----- Recorded data -----
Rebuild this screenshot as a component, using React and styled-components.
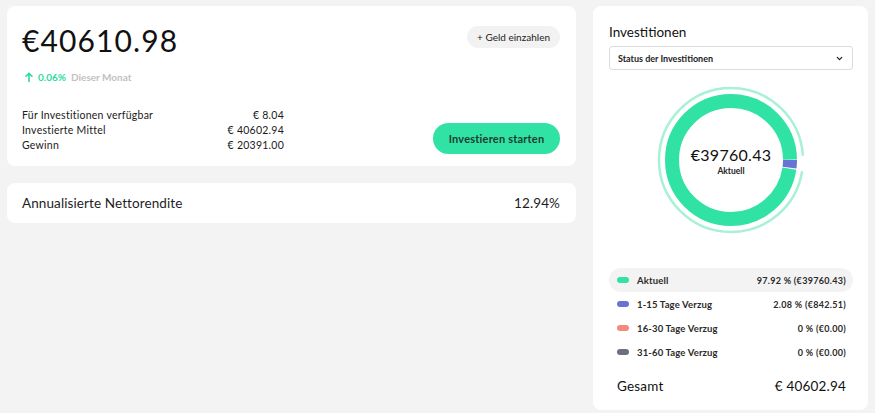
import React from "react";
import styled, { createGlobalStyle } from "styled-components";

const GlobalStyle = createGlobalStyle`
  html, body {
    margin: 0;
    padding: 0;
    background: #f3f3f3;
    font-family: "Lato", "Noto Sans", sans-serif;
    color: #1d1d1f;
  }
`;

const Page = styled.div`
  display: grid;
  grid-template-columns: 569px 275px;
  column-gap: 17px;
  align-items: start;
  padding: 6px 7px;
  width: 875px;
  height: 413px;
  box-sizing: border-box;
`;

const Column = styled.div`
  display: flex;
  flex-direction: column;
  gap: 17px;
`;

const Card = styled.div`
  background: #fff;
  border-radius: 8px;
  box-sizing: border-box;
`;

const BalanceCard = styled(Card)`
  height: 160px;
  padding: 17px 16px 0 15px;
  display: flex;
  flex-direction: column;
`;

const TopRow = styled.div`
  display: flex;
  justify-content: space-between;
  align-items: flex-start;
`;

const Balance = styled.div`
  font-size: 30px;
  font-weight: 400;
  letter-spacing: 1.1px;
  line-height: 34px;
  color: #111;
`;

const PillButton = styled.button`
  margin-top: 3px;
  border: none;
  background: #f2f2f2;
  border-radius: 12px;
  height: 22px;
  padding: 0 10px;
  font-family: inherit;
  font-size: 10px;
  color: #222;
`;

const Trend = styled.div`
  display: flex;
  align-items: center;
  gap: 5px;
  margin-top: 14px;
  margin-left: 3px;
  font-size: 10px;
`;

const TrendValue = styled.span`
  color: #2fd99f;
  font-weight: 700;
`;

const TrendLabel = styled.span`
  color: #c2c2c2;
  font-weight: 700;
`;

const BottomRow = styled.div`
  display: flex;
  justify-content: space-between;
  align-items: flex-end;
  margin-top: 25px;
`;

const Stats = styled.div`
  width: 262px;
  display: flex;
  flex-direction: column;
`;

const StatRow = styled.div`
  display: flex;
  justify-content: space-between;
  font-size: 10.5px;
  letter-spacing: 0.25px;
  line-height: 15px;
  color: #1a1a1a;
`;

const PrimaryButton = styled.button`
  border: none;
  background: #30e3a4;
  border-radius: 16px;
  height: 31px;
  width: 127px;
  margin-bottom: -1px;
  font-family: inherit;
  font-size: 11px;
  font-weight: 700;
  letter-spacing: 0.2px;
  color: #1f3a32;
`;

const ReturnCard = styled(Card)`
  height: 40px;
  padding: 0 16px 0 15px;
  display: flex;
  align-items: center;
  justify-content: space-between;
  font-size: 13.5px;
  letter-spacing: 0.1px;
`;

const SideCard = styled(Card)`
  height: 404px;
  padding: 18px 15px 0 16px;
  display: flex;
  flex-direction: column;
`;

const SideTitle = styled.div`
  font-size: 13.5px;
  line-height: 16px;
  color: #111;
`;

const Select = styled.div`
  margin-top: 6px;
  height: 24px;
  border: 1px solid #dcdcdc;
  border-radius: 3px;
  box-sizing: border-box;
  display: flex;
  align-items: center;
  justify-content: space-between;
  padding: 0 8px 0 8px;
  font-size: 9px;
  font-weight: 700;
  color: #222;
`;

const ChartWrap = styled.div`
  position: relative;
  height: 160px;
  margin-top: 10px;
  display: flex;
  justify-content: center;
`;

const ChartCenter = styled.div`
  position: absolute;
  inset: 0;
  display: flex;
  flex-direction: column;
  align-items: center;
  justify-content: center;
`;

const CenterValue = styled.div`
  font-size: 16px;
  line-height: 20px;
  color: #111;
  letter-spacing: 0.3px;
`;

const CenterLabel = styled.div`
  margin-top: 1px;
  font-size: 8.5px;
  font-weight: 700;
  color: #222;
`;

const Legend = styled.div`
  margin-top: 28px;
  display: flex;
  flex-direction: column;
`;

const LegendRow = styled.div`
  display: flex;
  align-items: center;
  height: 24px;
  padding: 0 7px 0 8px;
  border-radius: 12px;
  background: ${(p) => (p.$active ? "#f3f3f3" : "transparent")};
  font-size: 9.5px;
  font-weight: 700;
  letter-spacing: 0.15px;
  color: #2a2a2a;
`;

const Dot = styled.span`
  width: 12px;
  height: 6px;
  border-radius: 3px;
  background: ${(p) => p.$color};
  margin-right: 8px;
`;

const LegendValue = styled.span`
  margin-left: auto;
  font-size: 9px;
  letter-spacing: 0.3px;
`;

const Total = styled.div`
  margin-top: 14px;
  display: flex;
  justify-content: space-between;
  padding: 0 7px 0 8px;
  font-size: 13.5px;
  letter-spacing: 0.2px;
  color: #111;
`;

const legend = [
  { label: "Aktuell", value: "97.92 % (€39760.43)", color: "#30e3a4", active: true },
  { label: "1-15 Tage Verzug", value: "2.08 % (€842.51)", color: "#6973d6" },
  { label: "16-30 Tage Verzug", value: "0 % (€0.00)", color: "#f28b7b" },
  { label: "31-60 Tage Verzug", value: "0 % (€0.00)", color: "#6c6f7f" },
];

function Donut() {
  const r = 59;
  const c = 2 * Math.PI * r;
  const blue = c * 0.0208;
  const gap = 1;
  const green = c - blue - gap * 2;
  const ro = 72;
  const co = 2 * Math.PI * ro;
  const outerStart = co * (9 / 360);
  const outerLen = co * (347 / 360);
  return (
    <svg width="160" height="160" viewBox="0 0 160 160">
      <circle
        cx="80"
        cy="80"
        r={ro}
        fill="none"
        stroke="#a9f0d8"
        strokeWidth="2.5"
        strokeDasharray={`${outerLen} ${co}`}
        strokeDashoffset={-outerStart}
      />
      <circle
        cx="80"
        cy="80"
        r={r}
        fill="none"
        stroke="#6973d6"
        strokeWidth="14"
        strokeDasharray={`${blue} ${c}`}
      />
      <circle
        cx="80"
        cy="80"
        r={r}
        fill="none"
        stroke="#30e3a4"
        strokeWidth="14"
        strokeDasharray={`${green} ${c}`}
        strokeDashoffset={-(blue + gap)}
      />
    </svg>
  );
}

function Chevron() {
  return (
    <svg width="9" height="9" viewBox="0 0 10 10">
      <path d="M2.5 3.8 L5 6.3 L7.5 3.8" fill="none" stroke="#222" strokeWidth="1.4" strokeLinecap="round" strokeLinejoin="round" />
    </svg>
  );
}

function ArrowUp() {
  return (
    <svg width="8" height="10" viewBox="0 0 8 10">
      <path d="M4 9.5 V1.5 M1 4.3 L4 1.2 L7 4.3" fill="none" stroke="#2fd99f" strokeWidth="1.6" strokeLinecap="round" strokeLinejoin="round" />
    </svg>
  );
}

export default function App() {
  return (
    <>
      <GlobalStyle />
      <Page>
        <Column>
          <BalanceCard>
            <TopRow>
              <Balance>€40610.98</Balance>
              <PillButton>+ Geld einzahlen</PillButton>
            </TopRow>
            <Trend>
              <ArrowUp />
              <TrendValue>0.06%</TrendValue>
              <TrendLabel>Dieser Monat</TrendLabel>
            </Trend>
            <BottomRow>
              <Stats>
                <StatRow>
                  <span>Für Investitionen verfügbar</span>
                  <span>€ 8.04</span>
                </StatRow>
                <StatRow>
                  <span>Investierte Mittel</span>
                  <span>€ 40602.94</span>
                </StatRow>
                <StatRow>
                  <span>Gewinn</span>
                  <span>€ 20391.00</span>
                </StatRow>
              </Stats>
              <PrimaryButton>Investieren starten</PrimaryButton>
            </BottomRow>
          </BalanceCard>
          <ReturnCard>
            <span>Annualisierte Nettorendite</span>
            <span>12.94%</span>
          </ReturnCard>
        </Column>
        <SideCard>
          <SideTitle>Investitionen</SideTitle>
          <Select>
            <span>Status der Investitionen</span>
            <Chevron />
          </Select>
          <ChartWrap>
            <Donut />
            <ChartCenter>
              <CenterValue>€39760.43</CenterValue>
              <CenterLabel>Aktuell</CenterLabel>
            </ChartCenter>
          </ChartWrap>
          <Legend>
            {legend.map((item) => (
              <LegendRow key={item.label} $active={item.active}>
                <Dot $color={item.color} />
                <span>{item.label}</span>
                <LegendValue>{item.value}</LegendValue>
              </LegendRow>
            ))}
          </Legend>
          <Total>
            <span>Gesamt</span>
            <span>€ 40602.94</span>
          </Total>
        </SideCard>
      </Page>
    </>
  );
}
-----
- [Instructions to follow] Say how many lines of the data include the string "components". Nothing other than the number should be given.

- [Final answer] 2